▶ [GOAL] Extract and list every line that contains the word "React".

>> BEGIN DATA EXCERPT

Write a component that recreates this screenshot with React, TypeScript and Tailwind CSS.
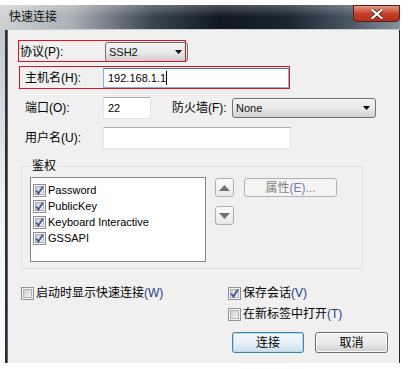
import React from 'react';

const font = "font-['Liberation_Sans','Noto_Sans_CJK_SC',sans-serif]";

function Check({ on }: { on?: boolean }) {
  return (
    <svg width="13" height="13" viewBox="0 0 13 13" className="shrink-0">
      <defs>
        <linearGradient id="cbg" x1="0" y1="0" x2="1" y2="1">
          <stop offset="0" stopColor="#c9ccd1" />
          <stop offset="1" stopColor="#f6f6f6" />
        </linearGradient>
      </defs>
      <rect x="0.5" y="0.5" width="12" height="12" fill="#f4f4f4" stroke="#8e8f8f" />
      <rect x="2.5" y="2.5" width="8" height="8" fill="url(#cbg)" stroke="#aeb2b7" />
      {on && <path d="M3.2 6.4 L5.4 9.6 L10 2.6" stroke="#3a5a9c" strokeWidth="1.8" fill="none" />}
    </svg>
  );
}

function Combo({ value, w }: { value: string; w: string }) {
  return (
    <div
      className={`${w} h-[20px] flex items-center rounded-[3px] border border-[#707070] bg-gradient-to-b from-[#f3f3f3] via-[#e9e9e9] to-[#d0d0d0] pl-[3px] text-[11px]`}
    >
      <span className="flex-1 text-[#111]">{value}</span>
      <svg width="7" height="4" viewBox="0 0 7 4" className="mr-[5px]">
        <path d="M0 0h7L3.5 4z" fill="#000" />
      </svg>
    </div>
  );
}

function TriButton({ up }: { up?: boolean }) {
  return (
    <div className="w-[19px] h-[19px] rounded-[3px] border border-[#b0b0b0] bg-gradient-to-b from-[#fbfbfb] to-[#e8e8e8] flex items-center justify-center">
      <svg width="11" height="6" viewBox="0 0 11 6">
        <path d={up ? 'M0 6h11L5.5 0z' : 'M0 0h11L5.5 6z'} fill="#707070" />
      </svg>
    </div>
  );
}

export default function App() {
  const methods = ['Password', 'PublicKey', 'Keyboard Interactive', 'GSSAPI'];

  return (
    <div className={`w-[408px] h-[369px] bg-white overflow-hidden text-[12px] leading-[14px] text-black ${font}`}>
      <div className="w-[400px] flex flex-col">
        <div className="h-[5px]" />
        {/* Title bar */}
        <div className="relative h-[25px] bg-[linear-gradient(90deg,#cfd2d5_0%,#a9afb5_18%,#3a4550_38%,#0f1821_55%,#1a2530_72%,#4c5966_88%,#8794a0_100%)]">
          <div className="absolute inset-x-0 top-0 h-[12px] bg-gradient-to-b from-white/25 to-transparent" />
          <span className="absolute left-[9px] top-[5px] text-[12px] leading-[14px] text-[#111]">快速连接</span>
          <div className="absolute right-0 top-0 w-[47px] h-[17px] rounded-b-[4px] border border-[#5a1e14] bg-gradient-to-b from-[#e39a86] via-[#c4402a] to-[#b3301c] flex items-center justify-center">
            <svg width="12" height="10" viewBox="0 0 12 10">
              <path d="M1.5 1 L10.5 9 M10.5 1 L1.5 9" stroke="#3a1710" strokeWidth="3.6" strokeLinecap="square" />
              <path d="M1.5 1 L10.5 9 M10.5 1 L1.5 9" stroke="#ffffff" strokeWidth="2.2" strokeLinecap="square" />
            </svg>
          </div>
          <div className="absolute inset-x-0 bottom-0 h-[1px] bg-[#c8ccd0]" />
        </div>

        <div className="flex h-[333px]">
          <div className="w-[5px] bg-gradient-to-b from-[#c4c8cc] via-[#eef0f1] to-white" />
          <div className="w-[3px] bg-[#2b3036] border-r border-[#5c636b]" />

          {/* Client area */}
          <div className="relative w-[391px] bg-[#f0f0f0] flex flex-col">
            {/* protocol */}
            <div className="mt-[12px] h-[20px] flex items-center">
              <span className="ml-[12px] w-[85px]">协议(P):</span>
              <Combo value="SSH2" w="w-[83px]" />
            </div>

            {/* host */}
            <div className="mt-[6px] h-[20px] flex items-center">
              <span className="ml-[17px] w-[78px]">主机名(H):</span>
              <div className="w-[186px] h-[20px] bg-white border border-[#7eb4ea] border-t-[#3d7bad] flex items-center pl-[4px] text-[11px]">
                192.168.1.1
                <span className="w-[1px] h-[14px] bg-black" />
              </div>
            </div>

            {/* port / firewall */}
            <div className="mt-[9px] h-[22px] flex items-center">
              <span className="ml-[17px] w-[78px]">端口(O):</span>
              <div className="w-[48px] h-[22px] bg-white border border-[#e2e3ea] border-t-[#abadb3] flex items-center pl-[4px] text-[11px]">
                22
              </div>
              <span className="ml-[21px] w-[60px]">防火墙(F):</span>
              <Combo value="None" w="w-[144px]" />
            </div>

            {/* user */}
            <div className="mt-[8px] h-[22px] flex items-center">
              <span className="ml-[17px] w-[78px]">用户名(U):</span>
              <div className="w-[188px] h-[22px] bg-white border border-[#e2e3ea] border-t-[#abadb3]" />
            </div>

            {/* auth group */}
            <fieldset className="mt-[10px] ml-[13px] w-[342px] h-[110px] rounded-[3px] border border-[#d5dfe5] pl-[9px] pr-0 pb-[6px]">
              <legend className="px-[1px] leading-[14px]">鉴权</legend>
              <div className="flex items-start mt-[4px] -ml-[1px]">
                <div className="w-[176px] h-[85px] bg-white border border-[#828790] flex flex-col pt-[4px] pl-[2px]">
                  {methods.map((m) => (
                    <div key={m} className="h-[16px] flex items-center gap-[2px] text-[11px]">
                      <Check on />
                      <span>{m}</span>
                    </div>
                  ))}
                </div>
                <div className="ml-[9px] mt-[1px] flex flex-col gap-[9px]">
                  <TriButton up />
                  <TriButton />
                </div>
                <div className="ml-[10px] mt-[1px] w-[93px] h-[19px] rounded-[3px] border border-[#adb2b5] bg-[#f4f4f4] flex items-center justify-center text-[#838383]">
                  属性<span className="text-[#7080a0]">(E)</span>...
                </div>
              </div>
            </fieldset>

            {/* options */}
            <div className="mt-[17px] h-[14px] flex items-center">
              <div className="ml-[13px] w-[207px] flex items-center gap-[2px]">
                <Check />
                <span>
                  启动时显示快速连接<span className="text-[#1c3a8a]">(W)</span>
                </span>
              </div>
              <div className="flex items-center gap-[2px]">
                <Check on />
                <span>
                  保存会话<span className="text-[#1c3a8a]">(V)</span>
                </span>
              </div>
            </div>
            <div className="mt-[7px] h-[14px] flex items-center">
              <div className="ml-[220px] flex items-center gap-[2px]">
                <Check />
                <span>
                  在新标签中打开<span className="text-[#1c3a8a]">(T)</span>
                </span>
              </div>
            </div>

            {/* buttons */}
            <div className="mt-[11px] flex items-center">
              <button className="ml-[224px] w-[72px] h-[21px] rounded-[3px] border border-[#3c7fb1] bg-gradient-to-b from-[#f4f9fc] via-[#e6f0f7] to-[#cfe0ec] shadow-[inset_0_0_0_1px_#b9dcf3]">
                连接
              </button>
              <button className="ml-[11px] w-[73px] h-[21px] rounded-[3px] border border-[#707070] bg-gradient-to-b from-[#f2f2f2] via-[#ebebeb] to-[#cfcfcf] shadow-[inset_0_0_0_1px_#fcfcfc]">
                取消
              </button>
            </div>

            {/* annotation boxes */}
            <div className="absolute left-[10px] top-[10px] w-[168px] h-[22px] border border-[#e4101c] pointer-events-none" />
            <div className="absolute left-[11px] top-[36px] w-[271px] h-[23px] border border-[#e4101c] pointer-events-none" />
          </div>

          <div className="w-[1px] bg-[#22272c]" />
        </div>
      </div>
    </div>
  );
}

>> END DATA EXCERPT

▶ [TASK RESPONSE]
Write a component that recreates this screenshot with React, TypeScript and Tailwind CSS.
import React from 'react';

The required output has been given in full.